R.I.P Věra Bílá
« Reine tchèque de la musique tzigane », « Ella Fitzgerald de Bohême
» ou encore « Cesaria Evora d’Europe centrale » : nombreux sont ceux
qui se sont essayés à introniser et comparer cette incomparable reine
déchue qu’était Věra Bílá, décédée mardi dernier à l’âge de
64 ans des suites d'un accident cardiaque.
Une voix, plus qu’envoûtante, un physique, imposant, et un penchant
certain pour l’auto-destruction - Věra Bílá est née Věra Giňová en
1954 à Rokycany dans l’Ouest de la Bohême.
Avec ses cinq frères et sœurs, elle est très tôt bercée par le rythme
de sa famille de musiciens.
C’est Zuzana Navarová, une autre grande dame de la chanson tchèque
partie trôt top elle aussi, qui a permis au grand public de découvrir le
talent de Věra Bílá dans les années 1990.

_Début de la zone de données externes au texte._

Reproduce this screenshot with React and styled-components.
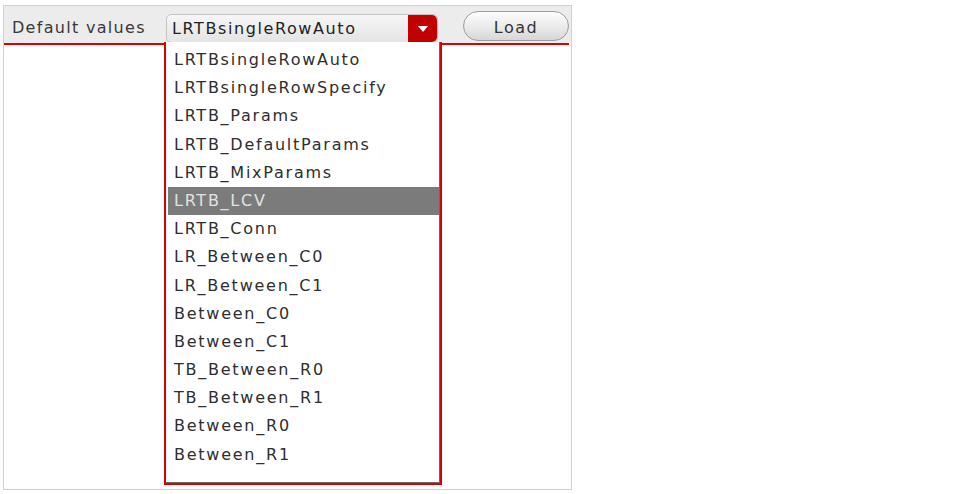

Son répertoire était un mélange de musique tzigane d'Europe
centrale et de pop des années 60. Dans ses chansons chantées en romani,
tchèque et slovaque, elle n'hésitait pas à parler des hommes ou des
femmes infidèles, de la misère, de l'alcool et de la prostitution.
Avec son groupe Kale, elle enchaîne alors les concerts et est repérée
par celui qui fera prendre une ampleur internationale à sa carrière :
Jiří Smetana, personnage incontournable du rock tchécoslovaque et de la
scène musicale parisienne.
S’ensuivent dix années de gloire pour Věra Bílá et Kale, qui se
produisent sur les scènes les plus prestigieuses du monde, de l’Olympia
de Paris au Hollywood Bowl de Los Angeles.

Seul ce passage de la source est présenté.